- Born: 18 August 1950 (age 75) Kraków
- Citizenship: Polish
- Education: Stage designer, costume designer

= Krystyna Szczepańska =

Polish stage and costume designer (born 1950)

Krystyna Szczepańska (born 18 August 1950) is a Polish stage and costume designer.

== Biography ==
She was born in Kraków as a second child of Piotr Szczepański, a lawyer and graduate of Jan Kazimierz University, and Stanisława née Żółtańska, teacher of Russian language. Her parents came from Berezhany; they both acted as members of the Home Army. Krystyna's elder sister Alicja is a lawyer.

Szczepańska was married to director Andrzej Maj and she mainly designed sets and costumes for his performances.

Their daughter Magdalena is a costume and set designer active mostly in the advertising industry.
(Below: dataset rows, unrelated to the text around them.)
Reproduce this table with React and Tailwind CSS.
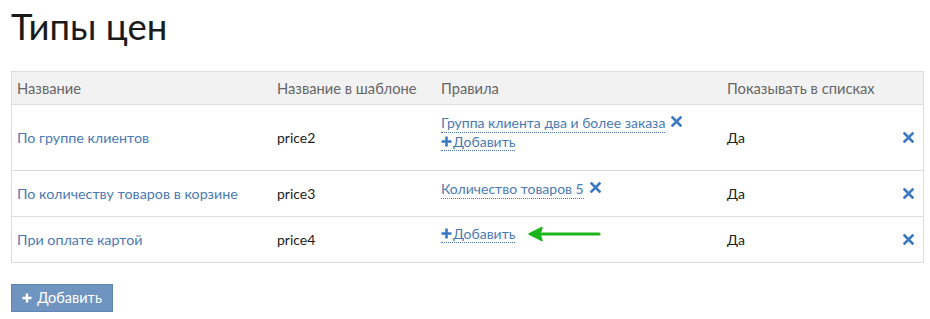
import React from 'react';

const rows = [
  {
    name: 'По группе клиентов',
    tpl: 'price2',
    rules: ['Группа клиента два и более заказа'],
    show: 'Да',
    h: 'h-[65px]',
  },
  {
    name: 'По количеству товаров в корзине',
    tpl: 'price3',
    rules: ['Количество товаров 5'],
    show: 'Да',
    h: 'h-[46px]',
    noAdd: true,
  },
  {
    name: 'При оплате картой',
    tpl: 'price4',
    rules: [],
    show: 'Да',
    h: 'h-[46px]',
    arrow: true,
  },
];

function XIcon({ className }) {
  return (
    <svg width="11" height="11" viewBox="0 0 11 11" className={className}>
      <path d="M1.5 1.5 L9.5 9.5 M9.5 1.5 L1.5 9.5" stroke="#3b78c2" strokeWidth="2.6" strokeLinecap="square" />
    </svg>
  );
}

function Plus({ color = '#3b78c2', size = 11 }) {
  return (
    <svg width={size} height={size} viewBox="0 0 11 11">
      <path d="M5.5 0.5 V10.5 M0.5 5.5 H10.5" stroke={color} strokeWidth="2.6" />
    </svg>
  );
}

function GreenArrow() {
  return (
    <svg width="74" height="16" viewBox="0 0 74 16" className="ml-[13px] -mt-[1px]">
      <path d="M14 8 H71" stroke="#1cb51c" strokeWidth="3.2" strokeLinecap="round" />
      <path d="M1 8 L14 1.5 L12 8 L14 14.5 Z" fill="#1cb51c" stroke="#1cb51c" strokeWidth="1.5" strokeLinejoin="round" />
    </svg>
  );
}

export default function App() {
  return (
    <div className="w-[930px] h-[319px] bg-white pl-[11px] pr-[6px] text-[14px] text-[#222]" style={{ fontFamily: 'Lato, "Open Sans", sans-serif' }}>
      <h1 className="text-[36.5px] leading-[44px] font-normal text-[#1a1a1a] pt-[4px] h-[71px]">Типы цен</h1>

      {/* Table */}
      <div className="border border-[#dcdcdc]">
        <div className="grid grid-cols-[259px_164px_286px_1fr_36px] h-[33px] items-center bg-[#f2f2f2] text-[#666] text-[14.7px] border-b border-[#dcdcdc]">
          <div className="pl-[5px]">Название</div>
          <div className="pl-[6px]">Название в шаблоне</div>
          <div className="pl-[6px]">Правила</div>
          <div className="pl-[6px]">Показывать в списках</div>
          <div></div>
        </div>

        {rows.map((r, i) => (
          <div
            key={r.tpl}
            className={`grid grid-cols-[259px_164px_286px_1fr_36px] ${r.h} ${i > 0 ? 'border-t border-[#dcdcdc]' : ''}`}
          >
            <div className="pl-[5px] flex items-center text-[#4a7ab4] text-[14.3px]">{r.name}</div>
            <div className="pl-[6px] flex items-center">{r.tpl}</div>
            <div className="pl-[6px] pt-[8px] flex flex-col items-start">
              {r.rules.map(rule => (
                <div key={rule} className="flex items-center leading-[19px]">
                  <span className="text-[#4a7ab4] border-b border-dotted border-[#4a7ab4]">{rule}</span>
                  <XIcon className="ml-[6px] -mt-[3px]" />
                </div>
              ))}
              {!r.noAdd && (
                <div className="flex items-center">
                  <span className="flex items-center gap-[1px] text-[#4a7ab4] border-b border-dotted border-[#4a7ab4] leading-[17px]">
                    <Plus />
                    Добавить
                  </span>
                  {r.arrow && <GreenArrow />}
                </div>
              )}
            </div>
            <div className="pl-[6px] flex items-center">{r.show}</div>
            <div className="flex items-center justify-end pr-[9px]">
              <XIcon />
            </div>
          </div>
        ))}
      </div>

      <button className="mt-[21px] h-[28px] w-[102px] flex items-center justify-center gap-[5px] bg-[#6f94c0] border border-[#5f86b4] text-white text-[14.5px]">
        <Plus color="#ffffff" size={10} />
        Добавить
      </button>
    </div>
  );
}
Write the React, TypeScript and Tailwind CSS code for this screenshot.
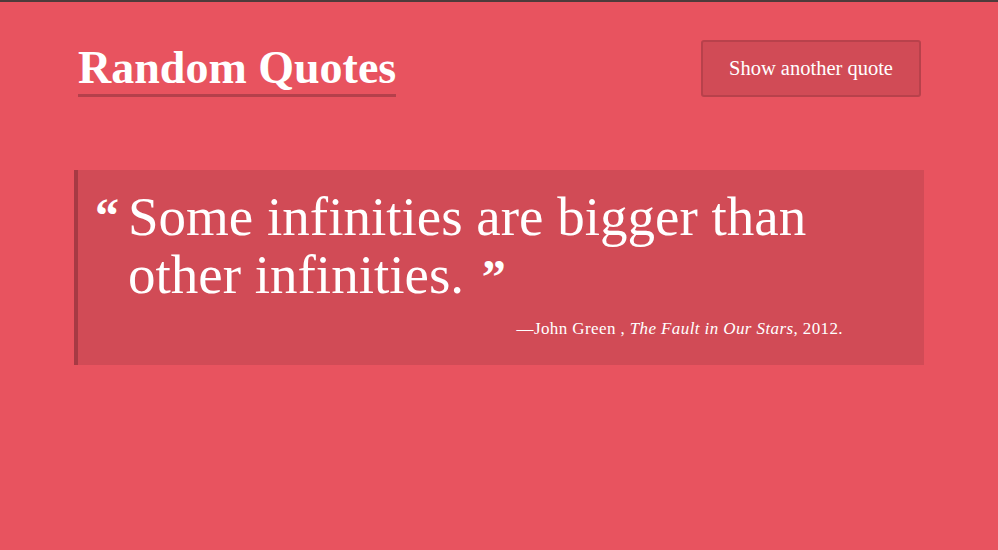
export default function App() {
  return (
    <div className="w-[998px] h-[550px] bg-[#e8535f] border-t-2 border-[#4d3b3b] overflow-hidden text-white" style={{ fontFamily: '"Liberation Serif", "DejaVu Serif", serif' }}>
      <div className="w-[843px] ml-[78px]">
        <header className="flex items-start justify-between pt-[38px]">
          <h1 className="mt-[3px] text-[46px] font-bold leading-[50px] border-b-[3px] border-[#b5404b] pb-[1px]">
            Random Quotes
          </h1>
          <button className="w-[220px] h-[57px] rounded-[3px] border-2 border-[#b8414b] bg-[#d14b56] text-white text-[20.5px]">
            Show another quote
          </button>
        </header>
        <blockquote className="mt-[73px] -ml-[4px] w-[850px] bg-[#d14b56] border-l-4 border-[#a63a44] pl-[17px] pr-[20px] pt-[18px] pb-[23px]">
          <div className="flex">
            <span className="text-[48px] font-bold leading-[56px] w-[33px] shrink-0">“</span>
            <p className="text-[55px] leading-[58px] w-[700px]">
              Some infinities are bigger than other infinities.&nbsp;<span className="text-[48px] font-bold leading-[40px] ml-[4px]">”</span>
            </p>
          </div>
          <p className="text-right pr-[61px] mt-[12px] text-[17px] tracking-[0.4px]">
            —John Green , <i>The Fault in Our Stars</i>, 2012.
          </p>
        </blockquote>
      </div>
    </div>
  );
}
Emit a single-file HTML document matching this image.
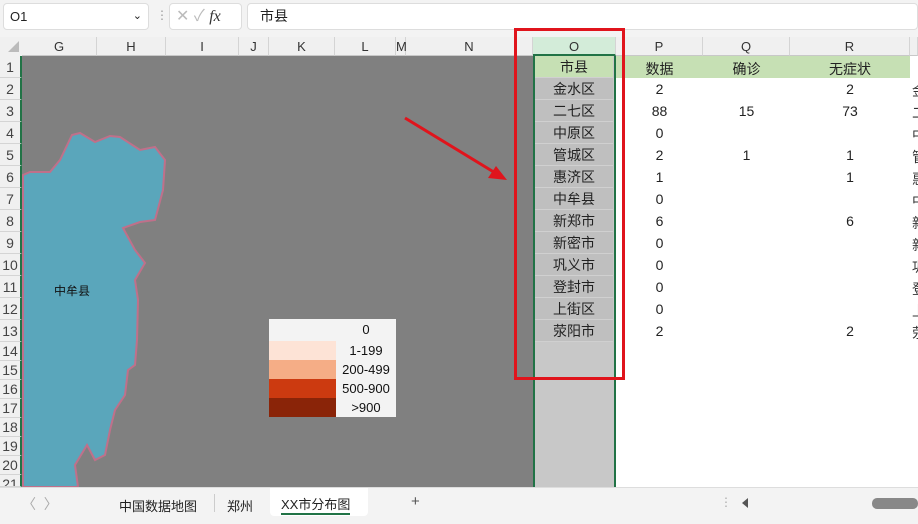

Szczepańska's second daughter is Elizabeth.

Szczepańska emigrated to Vancouver.

== Filmography ==
Set designer
- 1981: My wciąż spieszący (TV play)
- 1981: Kocham cię za to, że cię kochać muszę (TV play)
- 1982: Znana nasza (TV play)
- 1982: Milczeć pogodnie (TV play)
- 1983: Droga do Czarnolasu (TV play)
- 1984: Wiersze i krajobrazy (TV performance)
- 1984: Piękność z Amherst (TV play)
- 1984: Obszar swobody (TV play)
- 1985: Nad wodą wielką i czystą (TV play)
- 1986: Twarze Witkacego czyli regulamin firmy portretowej (TV play)
- 1986: Dwie wigilie (TV film)
- 1987: Trąd w pałacu sprawiedliwości (TV play)
- 1987: Harnasie (TV film)
- 1988: Dzieje kultury polskiej (educational film)
- 1991: Koty? Koty! (TV play)

Costume designer
- 1985: Nad wodą wielką i czystą (TV play)
- 1987: Harnasie (TV film)

Interior decoration
- 1988: Kornblumenblau

== Theatre ==
Stage designer
- 1979: Niebezpieczne związki (directed by Andrzej Maj, Ludwik Solski Theatre, Tarnów)
- 1982: Jednorożec z gwiazd (directed by Andrzej Maj, Stefan Jaracz Theatre, Łódź)
- 1982: Historia, czyli tu wcale nie chodzi o Mozarta (directed by Andrzej Maj, Stefan Jaracz Theatre)

Decoration
- 1983: Ozimina (directed by Andrzej Maj, Stefan Jaracz Theatre)

Costume designer
- 1985: Pornografia (directed by Andrzej Maj, Stefan Jaracz Theatre)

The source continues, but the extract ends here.